WHAT THE TASK REQUIRES>
Write the data out again exactly, dropping any images it holds.

....

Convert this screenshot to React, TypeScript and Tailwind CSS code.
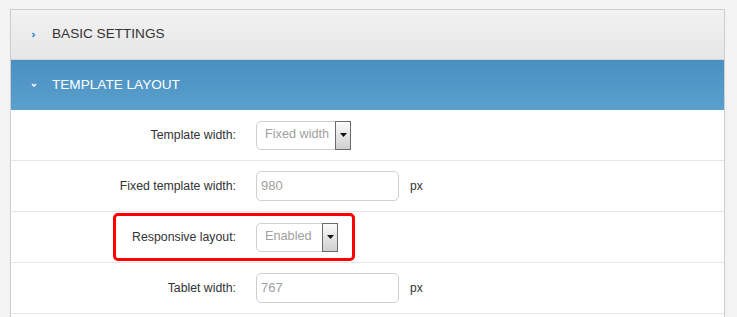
import React from 'react'

const font = { fontFamily: '"Liberation Sans", Arial, sans-serif' }

function Chevron({ dir, color }: { dir: 'right' | 'down'; color: string }) {
  return dir === 'right' ? (
    <svg width="6" height="6" viewBox="0 0 6 6" className="shrink-0">
      <path d="M1.5 1 L3.5 3 L1.5 5" fill="none" stroke={color} strokeWidth="1.5" />
    </svg>
  ) : (
    <svg width="6" height="6" viewBox="0 0 6 6" className="shrink-0">
      <path d="M1 2 L3 4 L5 2" fill="none" stroke={color} strokeWidth="1.5" />
    </svg>
  )
}

function SelectBox({ value, width }: { value: string; width: string }) {
  return (
    <div className={`flex h-[29px] ${width} items-stretch rounded-[5px] border border-[#cfcfcf] bg-white`}>
      <span className="flex flex-1 items-center pl-[8px] text-[12.7px] text-[#a0a0a0]">{value}</span>
      <span className="-my-px -mr-px flex w-[16px] items-center justify-center border border-[#6b6b6b] bg-gradient-to-b from-[#fbfbfb] to-[#cfcfcf]">
        <svg width="7" height="4" viewBox="0 0 7 4">
          <path d="M0 0 H7 L3.5 4 Z" fill="#111" />
        </svg>
      </span>
    </div>
  )
}

function TextBox({ value }: { value: string }) {
  return (
    <div className="flex h-[30px] w-[143px] items-center rounded-[5px] border border-[#cfcfcf] bg-white pl-[4px] text-[13px] text-[#a0a0a0]">
      {value}
    </div>
  )
}

function Row({ label, children, highlight }: { label: string; children: React.ReactNode; highlight?: boolean }) {
  return (
    <div className="relative flex h-[51px] items-center border-b border-[#e6e6e6]">
      <div className="w-[225px] text-right text-[12.3px] text-[#333]">{label}</div>
      <div className="ml-[20px] flex items-center">{children}</div>
      {highlight && (
        <div className="absolute left-[102px] top-[1px] h-[48px] w-[242px] rounded-[5px] border-[3px] border-[#ff0000]" />
      )}
    </div>
  )
}

export default function App() {
  return (
    <div className="h-[317px] w-[737px] overflow-hidden bg-[#f3f3f3] pl-[10px] pt-[9px]" style={font}>
      <div className="w-[715px] border border-[#cdcdcd] bg-white">
        {/* Collapsed section */}
        <div className="flex h-[50px] items-center gap-[15px] border-b border-[#d4d4d4] bg-gradient-to-b from-[#f2f2f2] to-[#e6e6e6] pl-[20px]">
          <Chevron dir="right" color="#3d8ac4" />
          <span className="text-[13.6px] text-[#333]">BASIC SETTINGS</span>
        </div>

        {/* Open section */}
        <div className="flex h-[50px] items-center gap-[15px] bg-gradient-to-b from-[#4a8fc1] to-[#5aa0cd] pl-[20px]">
          <Chevron dir="down" color="#ffffff" />
          <span className="text-[13.6px] text-white">TEMPLATE LAYOUT</span>
        </div>

        <Row label="Template width:">
          <SelectBox value="Fixed width" width="w-[95px]" />
        </Row>
        <Row label="Fixed template width:">
          <TextBox value="980" />
          <span className="ml-[11px] text-[12px] text-[#333]">px</span>
        </Row>
        <Row label="Responsive layout:" highlight>
          <SelectBox value="Enabled" width="w-[82px]" />
        </Row>
        <Row label="Tablet width:">
          <TextBox value="767" />
          <span className="ml-[11px] text-[12px] text-[#333]">px</span>
        </Row>
        <div className="h-[20px]" />
      </div>
    </div>
  )
}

....

SOLUTION TO THE EXERCISE>
Convert this screenshot to React, TypeScript and Tailwind CSS code.
import React from 'react'

const font = { fontFamily: '"Liberation Sans", Arial, sans-serif' }

function Chevron({ dir, color }: { dir: 'right' | 'down'; color: string }) {
  return dir === 'right' ? (
    <svg width="6" height="6" viewBox="0 0 6 6" className="shrink-0">
      <path d="M1.5 1 L3.5 3 L1.5 5" fill="none" stroke={color} strokeWidth="1.5" />
    </svg>
  ) : (
    <svg width="6" height="6" viewBox="0 0 6 6" className="shrink-0">
      <path d="M1 2 L3 4 L5 2" fill="none" stroke={color} strokeWidth="1.5" />
    </svg>
  )
}

function SelectBox({ value, width }: { value: string; width: string }) {
  return (
    <div className={`flex h-[29px] ${width} items-stretch rounded-[5px] border border-[#cfcfcf] bg-white`}>
      <span className="flex flex-1 items-center pl-[8px] text-[12.7px] text-[#a0a0a0]">{value}</span>
      <span className="-my-px -mr-px flex w-[16px] items-center justify-center border border-[#6b6b6b] bg-gradient-to-b from-[#fbfbfb] to-[#cfcfcf]">
        <svg width="7" height="4" viewBox="0 0 7 4">
          <path d="M0 0 H7 L3.5 4 Z" fill="#111" />
        </svg>
      </span>
    </div>
  )
}

function TextBox({ value }: { value: string }) {
  return (
    <div className="flex h-[30px] w-[143px] items-center rounded-[5px] border border-[#cfcfcf] bg-white pl-[4px] text-[13px] text-[#a0a0a0]">
      {value}
    </div>
  )
}

function Row({ label, children, highlight }: { label: string; children: React.ReactNode; highlight?: boolean }) {
  return (
    <div className="relative flex h-[51px] items-center border-b border-[#e6e6e6]">
      <div className="w-[225px] text-right text-[12.3px] text-[#333]">{label}</div>
      <div className="ml-[20px] flex items-center">{children}</div>
      {highlight && (
        <div className="absolute left-[102px] top-[1px] h-[48px] w-[242px] rounded-[5px] border-[3px] border-[#ff0000]" />
      )}
    </div>
  )
}

export default function App() {
  return (
    <div className="h-[317px] w-[737px] overflow-hidden bg-[#f3f3f3] pl-[10px] pt-[9px]" style={font}>
      <div className="w-[715px] border border-[#cdcdcd] bg-white">
        {/* Collapsed section */}
        <div className="flex h-[50px] items-center gap-[15px] border-b border-[#d4d4d4] bg-gradient-to-b from-[#f2f2f2] to-[#e6e6e6] pl-[20px]">
          <Chevron dir="right" color="#3d8ac4" />
          <span className="text-[13.6px] text-[#333]">BASIC SETTINGS</span>
        </div>

        {/* Open section */}
        <div className="flex h-[50px] items-center gap-[15px] bg-gradient-to-b from-[#4a8fc1] to-[#5aa0cd] pl-[20px]">
          <Chevron dir="down" color="#ffffff" />
          <span className="text-[13.6px] text-white">TEMPLATE LAYOUT</span>
        </div>

        <Row label="Template width:">
          <SelectBox value="Fixed width" width="w-[95px]" />
        </Row>
        <Row label="Fixed template width:">
          <TextBox value="980" />
          <span className="ml-[11px] text-[12px] text-[#333]">px</span>
        </Row>
        <Row label="Responsive layout:" highlight>
          <SelectBox value="Enabled" width="w-[82px]" />
        </Row>
        <Row label="Tablet width:">
          <TextBox value="767" />
          <span className="ml-[11px] text-[12px] text-[#333]">px</span>
        </Row>
        <div className="h-[20px]" />
      </div>
    </div>
  )
}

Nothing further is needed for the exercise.